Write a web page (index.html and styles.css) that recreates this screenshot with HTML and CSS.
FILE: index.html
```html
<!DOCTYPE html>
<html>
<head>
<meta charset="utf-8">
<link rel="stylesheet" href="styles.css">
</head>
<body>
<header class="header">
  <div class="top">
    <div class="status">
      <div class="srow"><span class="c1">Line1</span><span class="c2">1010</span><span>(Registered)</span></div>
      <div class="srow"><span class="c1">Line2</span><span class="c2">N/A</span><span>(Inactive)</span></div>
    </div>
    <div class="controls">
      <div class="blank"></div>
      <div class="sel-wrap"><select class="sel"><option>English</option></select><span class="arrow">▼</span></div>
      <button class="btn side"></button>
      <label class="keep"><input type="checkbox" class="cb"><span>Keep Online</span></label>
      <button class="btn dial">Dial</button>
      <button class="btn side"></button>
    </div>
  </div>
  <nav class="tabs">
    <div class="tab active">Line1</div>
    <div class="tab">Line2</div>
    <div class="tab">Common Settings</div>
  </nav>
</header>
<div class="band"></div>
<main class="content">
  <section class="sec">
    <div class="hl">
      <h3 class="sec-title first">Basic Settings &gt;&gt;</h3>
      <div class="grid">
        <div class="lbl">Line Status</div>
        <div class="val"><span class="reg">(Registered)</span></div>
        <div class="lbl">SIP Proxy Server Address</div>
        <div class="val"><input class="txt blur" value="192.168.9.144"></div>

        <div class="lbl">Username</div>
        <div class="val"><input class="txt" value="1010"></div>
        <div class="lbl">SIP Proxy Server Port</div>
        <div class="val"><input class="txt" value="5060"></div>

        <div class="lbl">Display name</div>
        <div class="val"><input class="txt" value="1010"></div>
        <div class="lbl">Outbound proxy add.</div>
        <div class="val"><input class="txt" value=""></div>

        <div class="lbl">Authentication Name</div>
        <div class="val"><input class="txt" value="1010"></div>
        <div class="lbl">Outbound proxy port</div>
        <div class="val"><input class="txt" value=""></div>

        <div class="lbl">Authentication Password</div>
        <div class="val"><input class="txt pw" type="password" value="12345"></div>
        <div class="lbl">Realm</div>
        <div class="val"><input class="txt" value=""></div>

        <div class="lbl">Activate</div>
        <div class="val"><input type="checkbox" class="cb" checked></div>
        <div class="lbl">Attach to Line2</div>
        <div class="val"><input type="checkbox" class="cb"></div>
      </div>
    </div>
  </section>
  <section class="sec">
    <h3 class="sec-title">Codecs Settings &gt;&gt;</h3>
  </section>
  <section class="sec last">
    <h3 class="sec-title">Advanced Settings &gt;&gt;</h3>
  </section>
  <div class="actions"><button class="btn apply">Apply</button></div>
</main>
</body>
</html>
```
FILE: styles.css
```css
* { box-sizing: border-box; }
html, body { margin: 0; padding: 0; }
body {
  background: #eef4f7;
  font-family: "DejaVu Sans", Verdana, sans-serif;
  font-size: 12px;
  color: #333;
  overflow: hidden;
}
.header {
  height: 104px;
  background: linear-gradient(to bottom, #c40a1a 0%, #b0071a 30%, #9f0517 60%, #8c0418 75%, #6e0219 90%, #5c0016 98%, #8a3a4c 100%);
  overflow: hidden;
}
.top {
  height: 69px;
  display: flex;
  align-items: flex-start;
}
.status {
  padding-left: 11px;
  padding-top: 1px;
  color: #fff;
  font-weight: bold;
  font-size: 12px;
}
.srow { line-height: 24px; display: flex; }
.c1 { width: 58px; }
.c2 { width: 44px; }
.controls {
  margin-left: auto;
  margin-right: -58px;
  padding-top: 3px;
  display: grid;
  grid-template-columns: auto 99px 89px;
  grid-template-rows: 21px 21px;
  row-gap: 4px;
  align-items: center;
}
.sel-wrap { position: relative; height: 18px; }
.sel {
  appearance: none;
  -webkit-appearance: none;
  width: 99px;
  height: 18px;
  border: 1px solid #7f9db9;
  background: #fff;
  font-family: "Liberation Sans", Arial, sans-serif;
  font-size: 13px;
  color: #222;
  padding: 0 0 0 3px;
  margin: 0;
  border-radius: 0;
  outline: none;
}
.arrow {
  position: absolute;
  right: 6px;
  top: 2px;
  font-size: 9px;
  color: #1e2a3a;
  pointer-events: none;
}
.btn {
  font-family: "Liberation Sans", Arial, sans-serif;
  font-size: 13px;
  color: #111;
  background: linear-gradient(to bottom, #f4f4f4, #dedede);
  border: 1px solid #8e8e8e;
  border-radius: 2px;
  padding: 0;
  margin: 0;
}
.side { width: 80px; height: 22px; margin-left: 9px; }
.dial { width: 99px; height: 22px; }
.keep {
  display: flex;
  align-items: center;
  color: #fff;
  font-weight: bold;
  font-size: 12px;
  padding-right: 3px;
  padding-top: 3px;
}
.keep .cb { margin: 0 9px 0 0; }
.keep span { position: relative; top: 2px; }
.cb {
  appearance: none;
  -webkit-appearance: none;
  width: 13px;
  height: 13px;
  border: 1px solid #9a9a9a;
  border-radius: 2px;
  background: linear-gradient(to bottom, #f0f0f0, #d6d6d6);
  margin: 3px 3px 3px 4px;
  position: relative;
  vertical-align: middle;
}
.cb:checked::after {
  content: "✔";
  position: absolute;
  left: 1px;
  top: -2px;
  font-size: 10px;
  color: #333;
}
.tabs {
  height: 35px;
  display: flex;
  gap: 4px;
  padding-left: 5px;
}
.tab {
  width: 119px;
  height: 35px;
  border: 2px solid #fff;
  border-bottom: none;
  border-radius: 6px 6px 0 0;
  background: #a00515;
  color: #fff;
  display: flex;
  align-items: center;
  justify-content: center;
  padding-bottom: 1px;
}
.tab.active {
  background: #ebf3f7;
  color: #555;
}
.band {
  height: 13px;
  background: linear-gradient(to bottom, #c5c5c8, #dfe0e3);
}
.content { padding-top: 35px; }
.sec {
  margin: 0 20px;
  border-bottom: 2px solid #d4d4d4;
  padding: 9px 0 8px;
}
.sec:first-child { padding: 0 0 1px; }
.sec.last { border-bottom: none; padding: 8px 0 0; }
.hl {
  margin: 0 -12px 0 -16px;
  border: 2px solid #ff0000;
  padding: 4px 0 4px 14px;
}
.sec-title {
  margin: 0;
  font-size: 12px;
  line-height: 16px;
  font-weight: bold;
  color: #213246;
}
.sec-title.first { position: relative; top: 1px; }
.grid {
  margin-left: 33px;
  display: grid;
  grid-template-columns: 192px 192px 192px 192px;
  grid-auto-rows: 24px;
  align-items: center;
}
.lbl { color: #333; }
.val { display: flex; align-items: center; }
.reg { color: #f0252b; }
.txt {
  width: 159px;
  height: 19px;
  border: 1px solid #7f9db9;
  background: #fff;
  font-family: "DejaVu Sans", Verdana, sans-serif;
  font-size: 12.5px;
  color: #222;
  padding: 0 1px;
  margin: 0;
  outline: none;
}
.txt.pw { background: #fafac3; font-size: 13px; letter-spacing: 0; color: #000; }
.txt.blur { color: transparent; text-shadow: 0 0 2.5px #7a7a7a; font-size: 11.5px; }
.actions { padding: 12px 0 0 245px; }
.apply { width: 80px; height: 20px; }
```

################

## PROBLEM TO SOLVE
Write out the listing once more, matching it exactly.

## OUTPUT
Write a web page (index.html and styles.css) that recreates this screenshot with HTML and CSS.
FILE: index.html
```html
<!DOCTYPE html>
<html>
<head>
<meta charset="utf-8">
<link rel="stylesheet" href="styles.css">
</head>
<body>
<header class="header">
  <div class="top">
    <div class="status">
      <div class="srow"><span class="c1">Line1</span><span class="c2">1010</span><span>(Registered)</span></div>
      <div class="srow"><span class="c1">Line2</span><span class="c2">N/A</span><span>(Inactive)</span></div>
    </div>
    <div class="controls">
      <div class="blank"></div>
      <div class="sel-wrap"><select class="sel"><option>English</option></select><span class="arrow">▼</span></div>
      <button class="btn side"></button>
      <label class="keep"><input type="checkbox" class="cb"><span>Keep Online</span></label>
      <button class="btn dial">Dial</button>
      <button class="btn side"></button>
    </div>
  </div>
  <nav class="tabs">
    <div class="tab active">Line1</div>
    <div class="tab">Line2</div>
    <div class="tab">Common Settings</div>
  </nav>
</header>
<div class="band"></div>
<main class="content">
  <section class="sec">
    <div class="hl">
      <h3 class="sec-title first">Basic Settings &gt;&gt;</h3>
      <div class="grid">
        <div class="lbl">Line Status</div>
        <div class="val"><span class="reg">(Registered)</span></div>
        <div class="lbl">SIP Proxy Server Address</div>
        <div class="val"><input class="txt blur" value="192.168.9.144"></div>

        <div class="lbl">Username</div>
        <div class="val"><input class="txt" value="1010"></div>
        <div class="lbl">SIP Proxy Server Port</div>
        <div class="val"><input class="txt" value="5060"></div>

        <div class="lbl">Display name</div>
        <div class="val"><input class="txt" value="1010"></div>
        <div class="lbl">Outbound proxy add.</div>
        <div class="val"><input class="txt" value=""></div>

        <div class="lbl">Authentication Name</div>
        <div class="val"><input class="txt" value="1010"></div>
        <div class="lbl">Outbound proxy port</div>
        <div class="val"><input class="txt" value=""></div>

        <div class="lbl">Authentication Password</div>
        <div class="val"><input class="txt pw" type="password" value="12345"></div>
        <div class="lbl">Realm</div>
        <div class="val"><input class="txt" value=""></div>

        <div class="lbl">Activate</div>
        <div class="val"><input type="checkbox" class="cb" checked></div>
        <div class="lbl">Attach to Line2</div>
        <div class="val"><input type="checkbox" class="cb"></div>
      </div>
    </div>
  </section>
  <section class="sec">
    <h3 class="sec-title">Codecs Settings &gt;&gt;</h3>
  </section>
  <section class="sec last">
    <h3 class="sec-title">Advanced Settings &gt;&gt;</h3>
  </section>
  <div class="actions"><button class="btn apply">Apply</button></div>
</main>
</body>
</html>
```
FILE: styles.css
```css
* { box-sizing: border-box; }
html, body { margin: 0; padding: 0; }
body {
  background: #eef4f7;
  font-family: "DejaVu Sans", Verdana, sans-serif;
  font-size: 12px;
  color: #333;
  overflow: hidden;
}
.header {
  height: 104px;
  background: linear-gradient(to bottom, #c40a1a 0%, #b0071a 30%, #9f0517 60%, #8c0418 75%, #6e0219 90%, #5c0016 98%, #8a3a4c 100%);
  overflow: hidden;
}
.top {
  height: 69px;
  display: flex;
  align-items: flex-start;
}
.status {
  padding-left: 11px;
  padding-top: 1px;
  color: #fff;
  font-weight: bold;
  font-size: 12px;
}
.srow { line-height: 24px; display: flex; }
.c1 { width: 58px; }
.c2 { width: 44px; }
.controls {
  margin-left: auto;
  margin-right: -58px;
  padding-top: 3px;
  display: grid;
  grid-template-columns: auto 99px 89px;
  grid-template-rows: 21px 21px;
  row-gap: 4px;
  align-items: center;
}
.sel-wrap { position: relative; height: 18px; }
.sel {
  appearance: none;
  -webkit-appearance: none;
  width: 99px;
  height: 18px;
  border: 1px solid #7f9db9;
  background: #fff;
  font-family: "Liberation Sans", Arial, sans-serif;
  font-size: 13px;
  color: #222;
  padding: 0 0 0 3px;
  margin: 0;
  border-radius: 0;
  outline: none;
}
.arrow {
  position: absolute;
  right: 6px;
  top: 2px;
  font-size: 9px;
  color: #1e2a3a;
  pointer-events: none;
}
.btn {
  font-family: "Liberation Sans", Arial, sans-serif;
  font-size: 13px;
  color: #111;
  background: linear-gradient(to bottom, #f4f4f4, #dedede);
  border: 1px solid #8e8e8e;
  border-radius: 2px;
  padding: 0;
  margin: 0;
}
.side { width: 80px; height: 22px; margin-left: 9px; }
.dial { width: 99px; height: 22px; }
.keep {
  display: flex;
  align-items: center;
  color: #fff;
  font-weight: bold;
  font-size: 12px;
  padding-right: 3px;
  padding-top: 3px;
}
.keep .cb { margin: 0 9px 0 0; }
.keep span { position: relative; top: 2px; }
.cb {
  appearance: none;
  -webkit-appearance: none;
  width: 13px;
  height: 13px;
  border: 1px solid #9a9a9a;
  border-radius: 2px;
  background: linear-gradient(to bottom, #f0f0f0, #d6d6d6);
  margin: 3px 3px 3px 4px;
  position: relative;
  vertical-align: middle;
}
.cb:checked::after {
  content: "✔";
  position: absolute;
  left: 1px;
  top: -2px;
  font-size: 10px;
  color: #333;
}
.tabs {
  height: 35px;
  display: flex;
  gap: 4px;
  padding-left: 5px;
}
.tab {
  width: 119px;
  height: 35px;
  border: 2px solid #fff;
  border-bottom: none;
  border-radius: 6px 6px 0 0;
  background: #a00515;
  color: #fff;
  display: flex;
  align-items: center;
  justify-content: center;
  padding-bottom: 1px;
}
.tab.active {
  background: #ebf3f7;
  color: #555;
}
.band {
  height: 13px;
  background: linear-gradient(to bottom, #c5c5c8, #dfe0e3);
}
.content { padding-top: 35px; }
.sec {
  margin: 0 20px;
  border-bottom: 2px solid #d4d4d4;
  padding: 9px 0 8px;
}
.sec:first-child { padding: 0 0 1px; }
.sec.last { border-bottom: none; padding: 8px 0 0; }
.hl {
  margin: 0 -12px 0 -16px;
  border: 2px solid #ff0000;
  padding: 4px 0 4px 14px;
}
.sec-title {
  margin: 0;
  font-size: 12px;
  line-height: 16px;
  font-weight: bold;
  color: #213246;
}
.sec-title.first { position: relative; top: 1px; }
.grid {
  margin-left: 33px;
  display: grid;
  grid-template-columns: 192px 192px 192px 192px;
  grid-auto-rows: 24px;
  align-items: center;
}
.lbl { color: #333; }
.val { display: flex; align-items: center; }
.reg { color: #f0252b; }
.txt {
  width: 159px;
  height: 19px;
  border: 1px solid #7f9db9;
  background: #fff;
  font-family: "DejaVu Sans", Verdana, sans-serif;
  font-size: 12.5px;
  color: #222;
  padding: 0 1px;
  margin: 0;
  outline: none;
}
.txt.pw { background: #fafac3; font-size: 13px; letter-spacing: 0; color: #000; }
.txt.blur { color: transparent; text-shadow: 0 0 2.5px #7a7a7a; font-size: 11.5px; }
.actions { padding: 12px 0 0 245px; }
.apply { width: 80px; height: 20px; }
```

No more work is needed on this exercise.